### Your goal
From the entries below, pull out each line where "components" appears.

### Records for the exercise
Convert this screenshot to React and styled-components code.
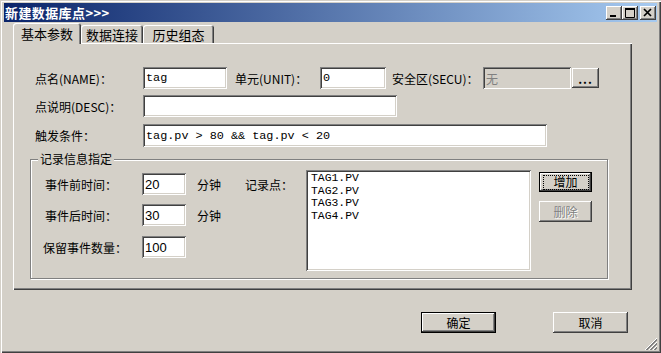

--

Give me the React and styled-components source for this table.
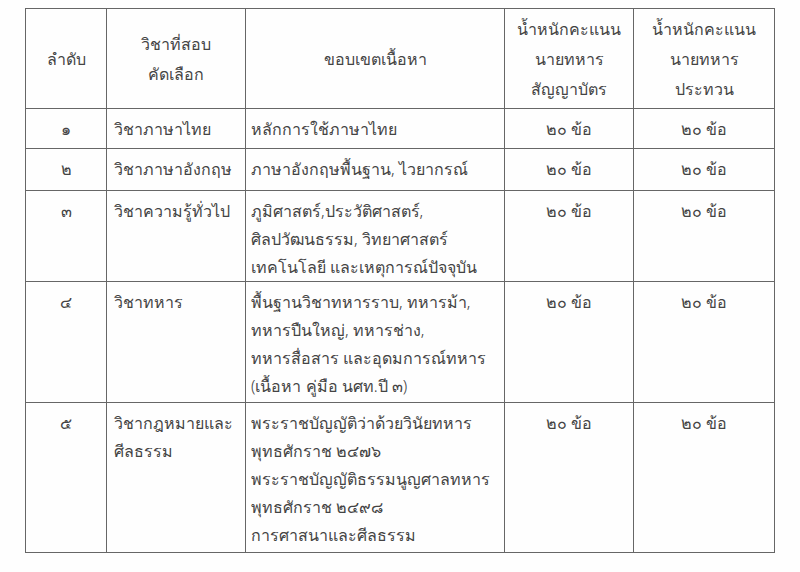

* * *

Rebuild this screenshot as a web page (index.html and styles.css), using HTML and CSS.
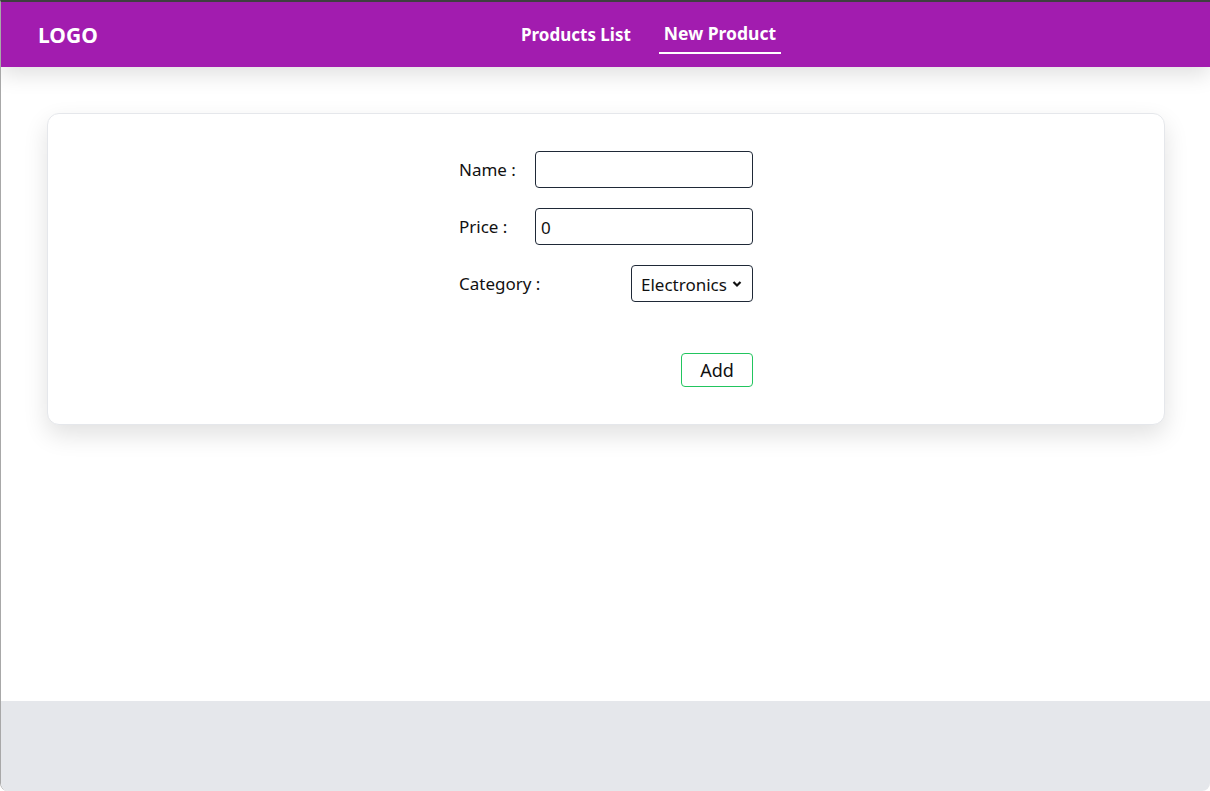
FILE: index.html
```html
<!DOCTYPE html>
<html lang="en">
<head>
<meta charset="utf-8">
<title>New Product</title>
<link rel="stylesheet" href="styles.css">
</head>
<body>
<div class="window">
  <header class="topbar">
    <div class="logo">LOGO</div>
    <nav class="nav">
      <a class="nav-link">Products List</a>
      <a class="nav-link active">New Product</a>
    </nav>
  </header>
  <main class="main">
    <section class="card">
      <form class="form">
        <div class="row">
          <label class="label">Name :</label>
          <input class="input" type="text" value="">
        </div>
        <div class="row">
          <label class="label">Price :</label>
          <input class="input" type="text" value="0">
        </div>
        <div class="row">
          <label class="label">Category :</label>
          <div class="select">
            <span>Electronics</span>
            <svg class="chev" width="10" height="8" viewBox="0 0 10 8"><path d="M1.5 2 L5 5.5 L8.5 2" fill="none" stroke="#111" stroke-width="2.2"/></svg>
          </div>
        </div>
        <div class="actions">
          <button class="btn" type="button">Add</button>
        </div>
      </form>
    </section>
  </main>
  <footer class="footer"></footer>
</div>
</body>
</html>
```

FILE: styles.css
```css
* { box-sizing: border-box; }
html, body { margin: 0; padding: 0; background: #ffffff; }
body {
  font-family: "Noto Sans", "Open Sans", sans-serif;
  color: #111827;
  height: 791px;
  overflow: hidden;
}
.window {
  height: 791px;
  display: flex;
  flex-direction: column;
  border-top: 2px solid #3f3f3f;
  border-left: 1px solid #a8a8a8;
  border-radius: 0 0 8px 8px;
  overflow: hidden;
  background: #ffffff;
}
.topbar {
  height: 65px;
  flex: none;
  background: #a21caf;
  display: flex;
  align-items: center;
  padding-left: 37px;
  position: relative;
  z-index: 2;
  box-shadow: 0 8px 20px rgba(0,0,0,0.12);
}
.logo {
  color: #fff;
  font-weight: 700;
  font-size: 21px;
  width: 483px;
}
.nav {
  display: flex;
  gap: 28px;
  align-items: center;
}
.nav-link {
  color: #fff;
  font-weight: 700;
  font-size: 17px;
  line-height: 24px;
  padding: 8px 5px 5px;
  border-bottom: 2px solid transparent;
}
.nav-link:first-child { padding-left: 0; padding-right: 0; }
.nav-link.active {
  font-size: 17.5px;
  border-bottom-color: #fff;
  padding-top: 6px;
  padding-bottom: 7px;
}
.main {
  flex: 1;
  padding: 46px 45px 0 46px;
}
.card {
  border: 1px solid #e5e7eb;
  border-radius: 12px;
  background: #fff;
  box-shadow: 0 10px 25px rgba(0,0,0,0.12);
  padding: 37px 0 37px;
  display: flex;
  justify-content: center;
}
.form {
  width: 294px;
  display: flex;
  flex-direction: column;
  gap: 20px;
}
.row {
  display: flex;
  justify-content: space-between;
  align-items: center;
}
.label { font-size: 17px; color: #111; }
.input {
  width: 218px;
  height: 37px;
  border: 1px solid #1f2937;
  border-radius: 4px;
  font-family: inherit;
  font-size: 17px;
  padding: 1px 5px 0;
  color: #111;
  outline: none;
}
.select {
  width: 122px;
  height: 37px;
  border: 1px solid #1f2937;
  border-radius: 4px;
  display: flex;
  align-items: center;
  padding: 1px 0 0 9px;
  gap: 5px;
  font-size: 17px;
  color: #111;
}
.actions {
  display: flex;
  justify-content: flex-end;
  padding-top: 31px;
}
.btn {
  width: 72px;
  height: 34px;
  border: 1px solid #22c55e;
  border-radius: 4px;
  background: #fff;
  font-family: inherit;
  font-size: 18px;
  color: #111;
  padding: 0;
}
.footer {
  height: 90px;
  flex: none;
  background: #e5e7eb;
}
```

### Problem solution
Convert this screenshot to React and styled-components code.
Give me the React and styled-components source for this table.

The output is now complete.